Network Automation     Archive

Running ansible at scale

Last week I deployed my first “at scale” playbook. The overall objective was simple: Add new dhcp helper address to about 400 switches. Like most things though, the devil is in the details. Right off the bat, I ran into “non-ansible” related issues (tacacs/ssh). That brought the number of devices to about 270. Not a big number right? At the most basic level, yes, if I was simply pushing configs using the ios_config module. ##Breakdown of the playbook

  1. Execute a show run on the device and compile a local backup for each device
  2. Run a pre-flight report, specific to the interfaces we are going to impact (multiple ssh sessions per host)
  3. Build the configs locally
  4. Deploy the configs
  5. Validate the configs/Unit testing

A bit more about the unit testing:

For testing the changes were deployed, I had 2 criteria:

  1. Assert that the new helpers are present within the interface configurations (of the specific interfaces)
  2. Assert that the startup and running config are in sync (in other word, the new config has been saved)

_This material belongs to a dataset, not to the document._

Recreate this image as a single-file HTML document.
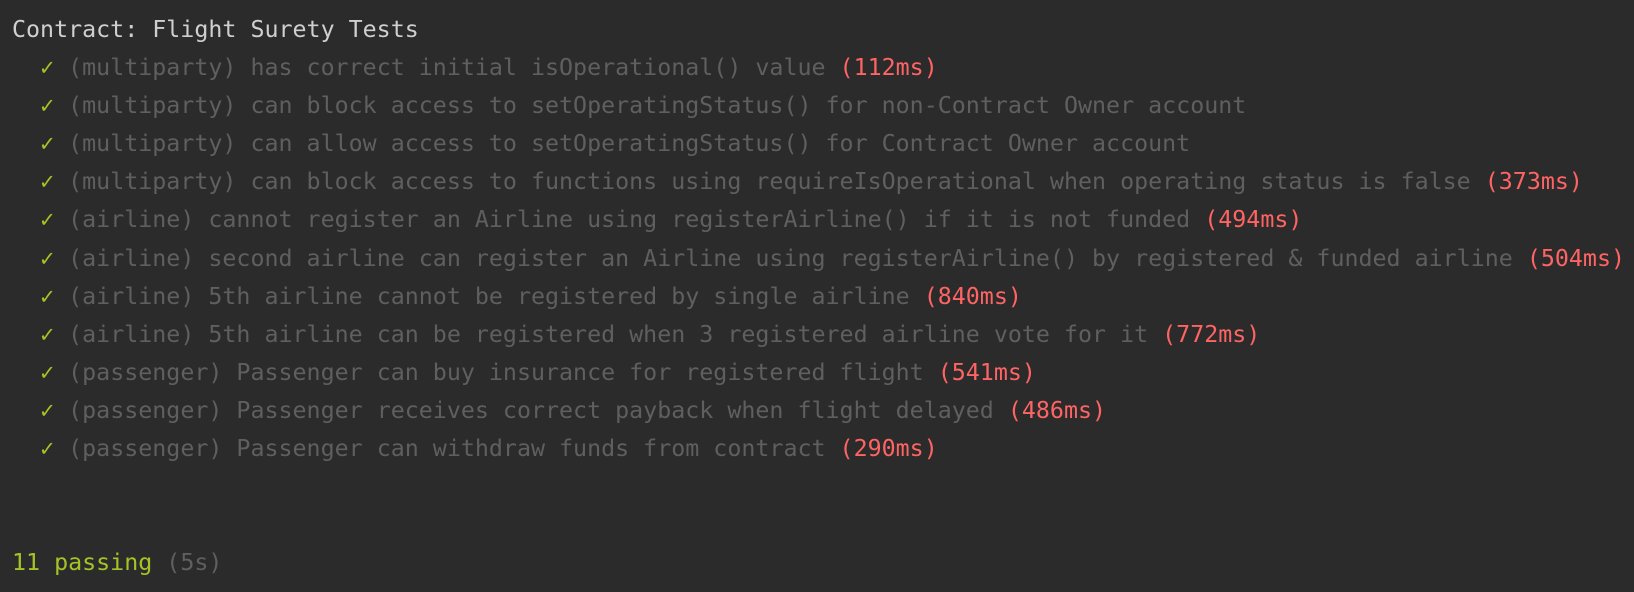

For assertion 1, I took the approach of running a show running interface per interface - this implied multiple ssh sessions per host.

##Observations:

  1. Running the playbook for backups result in a lot of SSH connection failures on the first run. Subsequent runs are significantly more successful - Still see some failures
  2. Running the playbook for the preflight report/validation, results in ssh timeouts - these are not consistent across hosts: Meaning, for the same host, the show run int for Vlan101 will work but might fail for Vlan201 on the first run, but on the next run, there is no guarantee that a repeat play will reproduce this exact failure
  3. My validation role uses dynamic includes like this example. Running the playbook with a tag other than “validate”, still attempts to load all yaml files and results in failure.

##Tweaks and next steps:

  1. I had mixed success with using the “serial” option. Needs more trial and error.
  2. Rewrite pre-flight and validation scripts to only do a single show run. Collect specific interface details from a local copy
  3. Tried pipelining and some other recommendations that seemed relevant based on this. However, it appears to be focussed on using ssh connections to the remote systems. As we know, for the ios_* modules, ansible ssh’es to the local host and then uses paramiko within the modules. In short, pipeline did not seem to do much
  4. Setting the timeout parameter for the ios_* modules seemed to have no affect on the ssh timeouts.
  5. To further understand observation 1 (which is still the most vexing one), I tried connecting to the device using paramiko from the python interpreter and executing the same commands. I could not recreate the issue. I had good connectivity each time

##Other issues: For observation 3, I opened an issue with ansible. Based on the comments it was closed with, I guess, it is an expected behavior. Which means, for any playbook that has dynamic includes, we need to remember to send any variables that role will need, even though your tags may not be calling that role.